2002 novembre 18 Calcio caos

2002 novembre 18 – Calcio caos

Qualunque cosa accada, il 2003 – 2004 vedrà l’esercizio provvisorio del calcio italiano, come
quando lo Stato é costretto a mandare avanti la baracca anche senza che il parlamento abbia
autorizzato entrate e uscite. In queste condizioni, il calcio dovrebbe temere di continuare a tutti i
costi; invece ha paura soltanto di fermarsi!
Non vuole ragionare e prendere tutto il tempo che servirebbe per ristrutturarsi a fondo. Sogna
solo di dimenticare, fino al prossimo risveglio legale.
Valli a capire quelli del calcio. Dicono che fanno tutto per passione e trattano soltanto di euro.

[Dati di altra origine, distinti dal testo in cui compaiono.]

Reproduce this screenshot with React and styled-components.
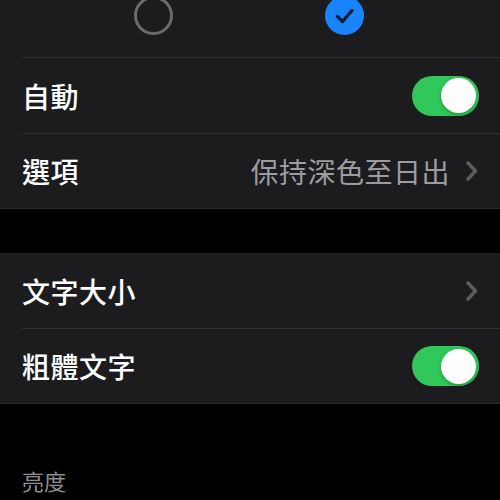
import React from "react";
import styled, { createGlobalStyle } from "styled-components";

const Global = createGlobalStyle`
  html, body { margin: 0; padding: 0; background: #000; }
  body {
    font-family: "Noto Sans CJK TC", "Noto Sans", sans-serif;
    -webkit-font-smoothing: antialiased;
  }
`;

const Page = styled.div`
  width: 500px;
  height: 500px;
  overflow: hidden;
  background: #000;
  display: flex;
  flex-direction: column;
`;

const Group = styled.section`
  background: #1c1c1e;
  display: flex;
  flex-direction: column;
  border-bottom: 1px solid #2a2a2c;
`;

const Spacer = styled.div`
  height: ${(p) => p.$h}px;
  flex: none;
`;

const AppearancePicker = styled.div`
  height: 57px;
  display: flex;
  align-items: flex-start;
  padding-left: 134px;
  gap: 152px;
`;

const Radio = styled.div`
  width: 39px;
  height: 39px;
  margin-top: -4px;
  box-sizing: border-box;
  border-radius: 50%;
  display: flex;
  align-items: center;
  justify-content: center;
  border: ${(p) => (p.$checked ? "none" : "3px solid #6c6c70")};
  background: ${(p) => (p.$checked ? "#1a84ff" : "transparent")};
`;

const Row = styled.div`
  height: ${(p) => p.$h || 75}px;
  display: flex;
  align-items: center;
  margin-left: 22px;
  padding-right: 21px;
  border-top: ${(p) => (p.$divider ? "1px solid #333336" : "none")};
  box-sizing: border-box;
`;

const Label = styled.span`
  flex: 1;
  color: #fff;
  font-size: 28px;
  font-weight: 500;
  letter-spacing: 0.5px;
`;

const Value = styled.span`
  color: #9c9ca1;
  font-size: 28px;
  font-weight: 400;
  letter-spacing: 0.5px;
  margin-right: 14px;
`;

const Switch = styled.div`
  width: 67px;
  height: 40px;
  border-radius: 20px;
  background: ${(p) => (p.$on ? "#30c85a" : "#39393d")};
  display: flex;
  align-items: center;
  justify-content: ${(p) => (p.$on ? "flex-end" : "flex-start")};
  padding: 0 3px;
  box-sizing: border-box;
`;

const Knob = styled.div`
  width: 35px;
  height: 35px;
  border-radius: 50%;
  background: #fff;
  box-shadow: 0 2px 4px rgba(0, 0, 0, 0.25);
`;

const SectionHeader = styled.div`
  color: #8e8e93;
  font-size: 22px;
  padding-left: 22px;
  margin-top: 60px;
`;

const Chevron = () => (
  <svg width="15" height="22" viewBox="0 0 15 22" fill="none">
    <path d="M4 3 L11.5 11 L4 19" stroke="#5b5b5f" strokeWidth="3.6" strokeLinecap="round" strokeLinejoin="round" />
  </svg>
);

const Check = () => (
  <svg width="24" height="20" viewBox="0 0 24 20" fill="none">
    <path d="M4.5 10.5 L9.5 15.5 L19 4.5" stroke="#0f1d36" strokeWidth="3.4" strokeLinecap="round" strokeLinejoin="round" />
  </svg>
);

export default function App() {
  return (
    <Page>
      <Global />
      <Group>
        <AppearancePicker>
          <Radio />
          <Radio $checked>
            <Check />
          </Radio>
        </AppearancePicker>
        <Row $divider $h={76}>
          <Label>自動</Label>
          <Switch $on>
            <Knob />
          </Switch>
        </Row>
        <Row $divider>
          <Label>選項</Label>
          <Value>保持深色至日出</Value>
          <Chevron />
        </Row>
      </Group>
      <Spacer $h={44} />
      <Group>
        <Row>
          <Label>文字大小</Label>
          <Chevron />
        </Row>
        <Row $divider>
          <Label>粗體文字</Label>
          <Switch $on>
            <Knob />
          </Switch>
        </Row>
      </Group>
      <SectionHeader>亮度</SectionHeader>
    </Page>
  );
}
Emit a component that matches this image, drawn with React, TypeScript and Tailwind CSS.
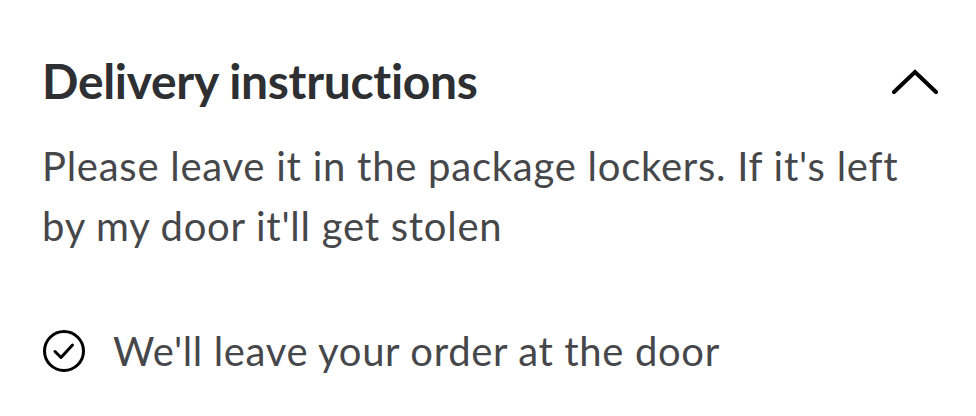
export default function App() {
  return (
    <div className="w-[976px] h-[416px] bg-white font-['Lato',sans-serif] overflow-hidden">
      <div className="pl-[42px] pr-[38px] pt-[51px]">
        {/* Header */}
        <div className="flex items-center justify-between">
          <h2 className="text-[48px] leading-[60px] font-bold text-[#2e2f32] tracking-[-0.3px]">
            Delivery instructions
          </h2>
          <svg
            className="w-[46px] h-[28px]"
            viewBox="0 0 46 28"
            fill="none"
            stroke="#000"
            strokeWidth={4}
            strokeLinecap="round"
            strokeLinejoin="miter"
          >
            <path d="M2 25 L23 5 L44 25" />
          </svg>
        </div>

        {/* Instructions */}
        <p className="mt-[25px] text-[40px] leading-[60px] text-[#46474a] tracking-[0.75px] pr-[30px]">
          Please leave it in the package lockers. If it's left by my door it'll get stolen
        </p>

        {/* Confirmation */}
        <div className="mt-[65px] flex items-center gap-[27px]">
          <svg className="w-[44px] h-[44px] shrink-0" viewBox="0 0 44 44" fill="none" stroke="#000" strokeWidth={3}>
            <circle cx="22" cy="22" r="19.5" />
            <path d="M13 22.5 L19 28.5 L30.5 16" strokeLinecap="round" strokeLinejoin="round" />
          </svg>
          <span className="text-[40px] leading-[60px] text-[#46474a] tracking-[0.65px]">
            We'll leave your order at the door
          </span>
        </div>
      </div>
    </div>
  );
}
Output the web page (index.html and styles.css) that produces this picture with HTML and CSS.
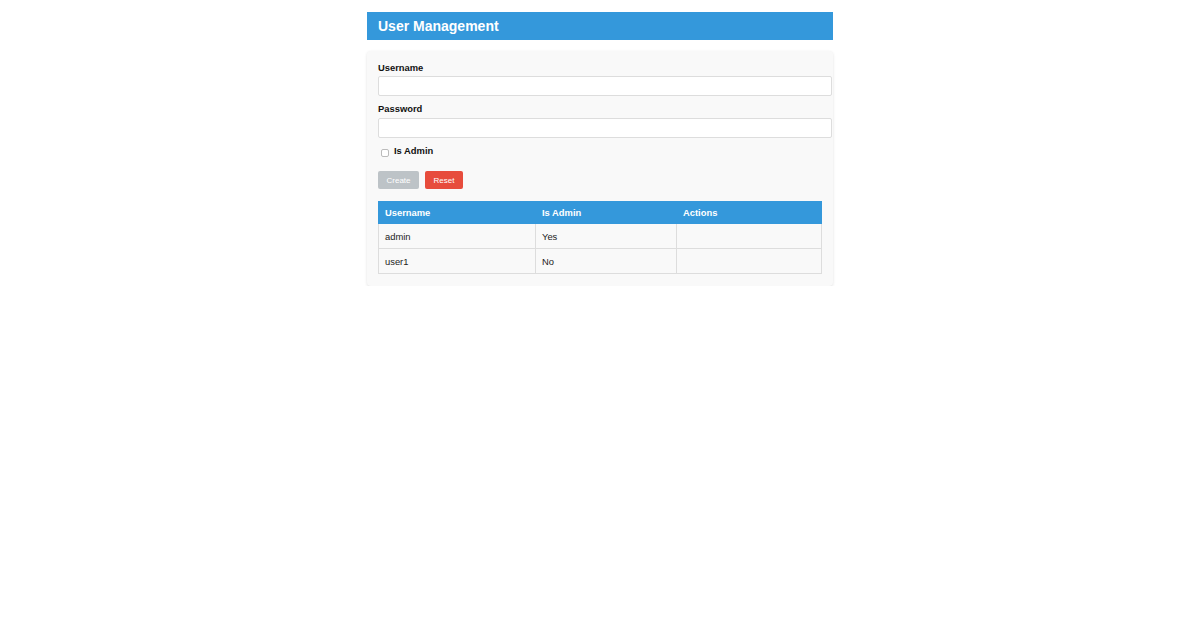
FILE: index.html
```html
<!DOCTYPE html>
<html>
<head>
<meta charset="utf-8">
<link rel="stylesheet" href="styles.css">
</head>
<body>
<div class="container">
  <div class="header">User Management</div>
  <div class="card">
    <div class="group">
      <label class="lbl">Username</label>
      <input class="inp" type="text">
    </div>
    <div class="group">
      <label class="lbl">Password</label>
      <input class="inp" type="password">
    </div>
    <div class="check-row">
      <span class="box"></span>
      <span class="lbl">Is Admin</span>
    </div>
    <div class="buttons">
      <button class="btn btn-create">Create</button>
      <button class="btn btn-reset">Reset</button>
    </div>
    <table class="users">
      <thead>
        <tr><th class="c1">Username</th><th class="c2">Is Admin</th><th class="c3">Actions</th></tr>
      </thead>
      <tbody>
        <tr><td>admin</td><td>Yes</td><td></td></tr>
        <tr><td>user1</td><td>No</td><td></td></tr>
      </tbody>
    </table>
  </div>
</div>
</body>
</html>
```
FILE: styles.css
```css
html, body { margin: 0; padding: 0; background: #fff; }
body { font-family: "Liberation Sans", Arial, sans-serif; color: #111; }
.container { width: 466px; margin: 12px auto 0; }
.header {
  background: #3498db; color: #fff; font-weight: bold; font-size: 14px;
  height: 28px; line-height: 28px; padding-left: 11px;
}
.card {
  margin-top: 11px; background: #f9f9f9; border-radius: 4px;
  box-shadow: 0 1px 3px rgba(0,0,0,0.12);
  padding: 11px 11px 12px 11px;
}
.group { margin-bottom: 7px; }
.group + .group { margin-bottom: 7px; }
.lbl { display: block; font-size: 9.4px; font-weight: bold; line-height: 12px; margin-bottom: 3px; color: #111; }
.group:first-child .lbl { margin-bottom: 2px; }
.inp {
  display: block; box-sizing: border-box; width: 454px; height: 20px;
  border: 1px solid #ddd; border-radius: 2px; background: #fff; margin: 0; padding: 0 6px;
}
.check-row { display: flex; align-items: flex-start; gap: 5px; height: 12px; margin-bottom: 14px; padding-left: 3px; }
.check-row .lbl { margin: 0; }
.box { width: 6px; height: 6px; border: 1px solid #bbb; border-radius: 2px; background: #fff; margin-top: 4px; }
.buttons { display: flex; gap: 6px; margin-bottom: 12px; }
.btn {
  height: 18px; border: none; border-radius: 2px; color: #fff; font-family: "Liberation Sans", Arial, sans-serif;
  font-size: 8px; padding: 0 8px; margin: 0;
}
.btn-create { background: #bdc3c7; width: 41px; }
.btn-reset { background: #e74c3c; width: 38px; }
.users { border-collapse: collapse; width: 444px; font-size: 9.4px; }
.users th {
  background: #3498db; color: #fff; font-weight: bold; text-align: left;
  height: 22px; padding: 0 6px; border: 1px solid #3498db; border-left-color: #d6e6f2; box-sizing: border-box;
}
.users th.c1 { width: 157px; border-left-color: #3498db; }
.users th.c2 { width: 141px; }
.users td { height: 25px; padding: 0 6px; border: 1px solid #ddd; color: #222; box-sizing: border-box; }
```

Eleggono i loro dirigenti all’unanimità, come non si usa più nemmeno in Bulgaria, ma bastano
pochi mesi per declassarli al rango di “deficienti”. Hanno debiti per almeno 15 anni, ma quasi
tutti continuano a vivere oltre i propri mezzi finanziari, dai dilettanti () fino alla nascente
SuperSerie A che loro amano chiamare “prima lega” sull’esempio inglese.
Nel rappresentare il Milan di Berlusconi e la Lega delle società, Galliani ha almeno il pregio di
non fare l’ipocrita: lui chiama il calcio un “prodotto” da destinare al “mercato”. Il fatto é che
questo nostro calcio sembra ora solo un mercato, non ancora un prodotto organizzato in base a
qualche regola di buon senso.
Sere fa, premiato a Grado, un campione come Gianfranco Zola ha confessato di essere molto
felice dei suoi sei anni appena giocati in Inghilterra per la “cultura” che ne ha ricavato. La chiave
sta tutta qui.
E’ chiaro come il sole che, da quando si é quotato in Borsa come fabbrica di spettacolo, il calcio
non può che far girare una montagna di soldi, come in Inghilterra o in Spagna del resto. E che
dunque ha sempre più fame di sponsor, di diritti televisivi, di telespettatori a pagamento, di
commercializzare il marchio, di abbonare il maggior numero possibile di spettatori allo stadio,
cioè di tutte entrate sicure.
Ma anche un fenomeno economico può esprimere una sua cultura, soprattutto se fatto economico
a naturale base popolare. Quando una partita diventa sistematicamente un problema di ordine
pubblico, significa invece che manca cultura di fondo. Ma se lo stesso organismo federale che
dovrebbe controllare a Roma la correttezza dei bilanci dei Club é sospettato di marciarci sopra,
vuol dire che anche il calcio comincia a puzzare dalla testa come i pesci.
Vogliono pensarci sopra seriamente? Forse qualcosa combinerebbero di duraturo. In caso
contrario, altro che Tar! Come giusto, i campionati li deciderà la Guardia di Finanza. E il peggio
lo troverà dalla B, compresa, in giù. Tempo al tempo e vedremo.
Eppure scommetto che la serie A 2003 – 2004 tirerà fuori un grande campionato. La follia italiana
– e mia – é proprio questa, di riuscire spesso a separare il campo da tutto il resto: a volte il gesto
calcistico scongiura perfino il becerume di certo pubblico. In una frazione di secondo sa gettare
nell’oblio anche Carraro & Matarrese. Se sia un bene o un male non so, ma così é.
Oggi occorre puntare tutto sui giocatori per una reazione a una fase tanto svergognata
dell’organizzazione cui prestano l’opera dei loro baciatissimi piedi. Voglio dire che, in una
congiuntura come questa, un pezzo del calcio deve per forza farsi carico di tutto il calcio.
Prendersi insomma sulle spalle la peggior annata dal 1946 in poi e gestire almeno la transizione
del tifo.
Questa operazione può riuscire soltanto ai calciatori, giocando meglio, simulando meno,
dimostrando di aver capito il momento anche a chi non l’ha capito. Sarebbe lo scudetto per tutti.